Se son rose….

Gli esiti del summit

sul clima globale di MarraKech

 

 

di  Bartolomeo Buscema

 

 

La conferenza mondiale sul clima globale si è chiusa con l’approvazione  della  “Marrakech Action Proclamation”.Un documento sintetico e ben articolato   teso a segnare il passo verso una nuova era di implementazione e azione sul clima e lo sviluppo sostenibile”.

Un documento di poche pagine che afferma ancora una volta il non procrastinamento di misure energiche, sia politiche sia finanziarie, per frenare la corsa al rialzo delle temperature medie globali che da qualche anno fanno sentire i loro nefasti effetti specialmente nei Paesi più poveri della Terra.

Un messaggio chiaro che sembra avere un interlocutore ben individuato: il presidente eletto degli Stati Uniti d’America che insieme al suo “Transition Team” dovrà pronunciarsi sui contenuti dell’Accordo di Parigi.

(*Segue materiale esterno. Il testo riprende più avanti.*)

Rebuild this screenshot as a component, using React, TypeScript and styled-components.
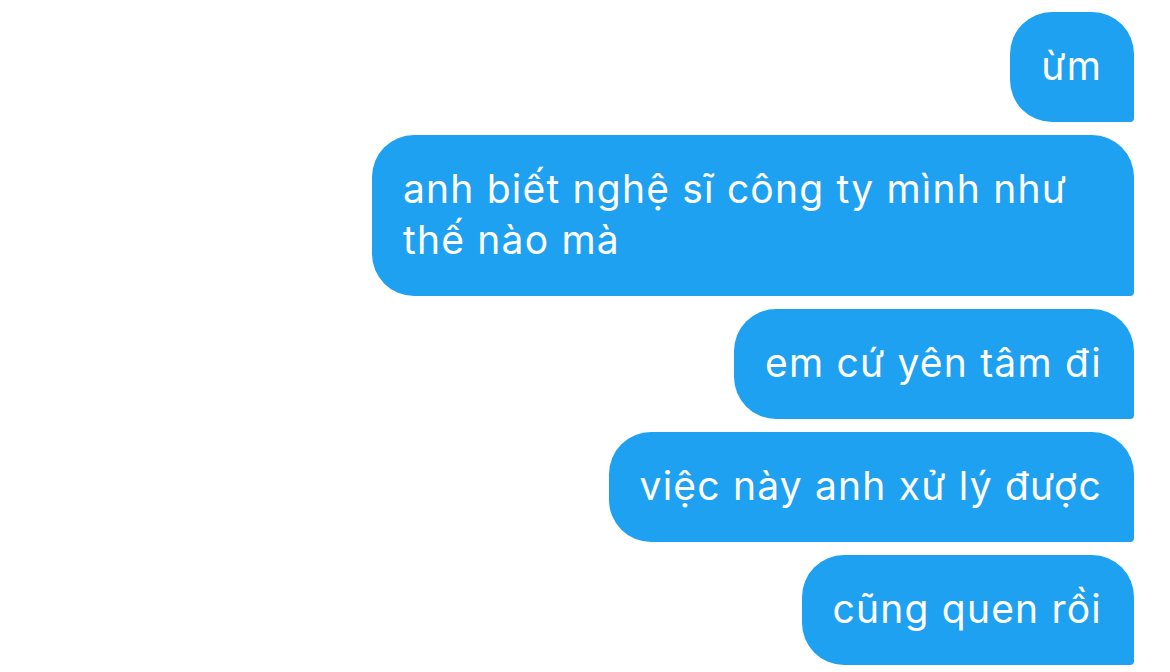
import React from "react";
import styled, { createGlobalStyle } from "styled-components";

const Global = createGlobalStyle`
  html, body { margin: 0; padding: 0; background: #ffffff; }
  body { font-family: Inter, "Noto Sans", sans-serif; }
`;

const Thread = styled.div`
  display: flex;
  flex-direction: column;
  align-items: flex-end;
  gap: 13px;
  padding: 12px 36px 0 0;
  width: 1170px;
  height: 672px;
  box-sizing: border-box;
  overflow: hidden;
`;

const Bubble = styled.div`
  box-sizing: border-box;
  max-width: 762px;
  background: #1fa1f2;
  color: #ffffff;
  font-family: Inter, "Noto Sans", sans-serif;
  font-size: 39px;
  line-height: 51px;
  letter-spacing: 1.2px;
  padding: 28px 32px 31px 31px;
  border-radius: 42px 42px 4px 42px;
`;

const messages = [
  "ừm",
  "anh biết nghệ sĩ công ty mình như thế nào mà",
  "em cứ yên tâm đi",
  "việc này anh xử lý được",
  "cũng quen rồi",
];

export default function App() {
  return (
    <>
      <Global />
      <Thread>
        {messages.map((m, i) => (
          <Bubble key={i}>{m}</Bubble>
        ))}
      </Thread>
    </>
  );
}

Bisogna dire che gli Stati uniti non possano formalmente uscire dall’Accordo di Parigi prima del 4 novembre 2020; tranne se il nuovo governo americano non decida di stracciare il trattato istitutivo della Convenzione UNFCCC, la convenzione quadra delle Nazioni Unite sui cambiamenti climatici, all’interno del quale si colloca  l’Accordo di Parigi.

Un’eventualità, purtroppo probabile, che potrebbe avere ripercussioni negative di trascinamento di altre nazioni tra cui la Cina, l’India e la Russia.

Uno scenario ,non certamente roseo, stemperato  da alcune frasi contenute nella Marrakech Action Proclamation, che si possono così sintetizzare:andremo comunque avanti anche senza gli Stati Uniti perché “le nostre economie richiedono il raggiungimento degli obiettivi dell’accordo di Parigi  che rappresentano anche un’opportunità per incrementare prosperità e sviluppo sostenibile”.

Una posizione decisa alla quale hanno fatto  eco le parole del segretario di Stato degli Stati Uniti, John Kerry.“La comunità mondiale è unita. Nessuno dovrebbe dubitare che la stragrande maggioranza dei cittadini statunitensi sono determinati per mantenere gli impegni presi a Parigi e sa che i cambiamenti climatici sono reali e che negli Stati Uniti le energie rinnovabili sono cresciute a un ritmo insperato fino a pochi anni fa, tanto che il numero di occupati del settore nel 2015 ha superato gli addetti nell’industria delle fonti fossili. Il settore è così fiorente che pare impossibile bloccarlo”. Staremo a vedere,aggiunge Kerry,  palesando una recente posizione del Pentagono che definisce il cambiamento climatico globale  “un moltiplicatore del rischio”. Ricorda ancora Kerry, che, nel 2015, lo stesso Pentagono ha diffuso un allarmante documento sui rischi alla sicurezza interna legati ai cambiamenti climatici che, tra i tanti aspetti  negativi, annovera gli effetti nefasti dell’intensità e della frequenza di uragani che, ormai, con regolarità e virulenza inaudita, flagellano il suolo americano e l’incremento dei costi per la produzione agroalimentare.

Uno scenario, comunque, delicato e complesso sul quale non conviene azzardare alcuna previsione, ma è doveroso rilevare che, oggi, quasi un terzo dell’energia mondiale è prodotta ancora con il carbone e che molte nazioni, tra cui l’Italia, finanziano ancora l’industria dei combustibili fossili. Secondo il recente dossier di Legambiente, l’Italia è, tra i Paesi del G7, quella con i maggiori sussidi diretti o indiretti alle fonti fossili, in rapporto al PIL. Spende l’esorbitante somma 14,8 miliardi di euro l’anno.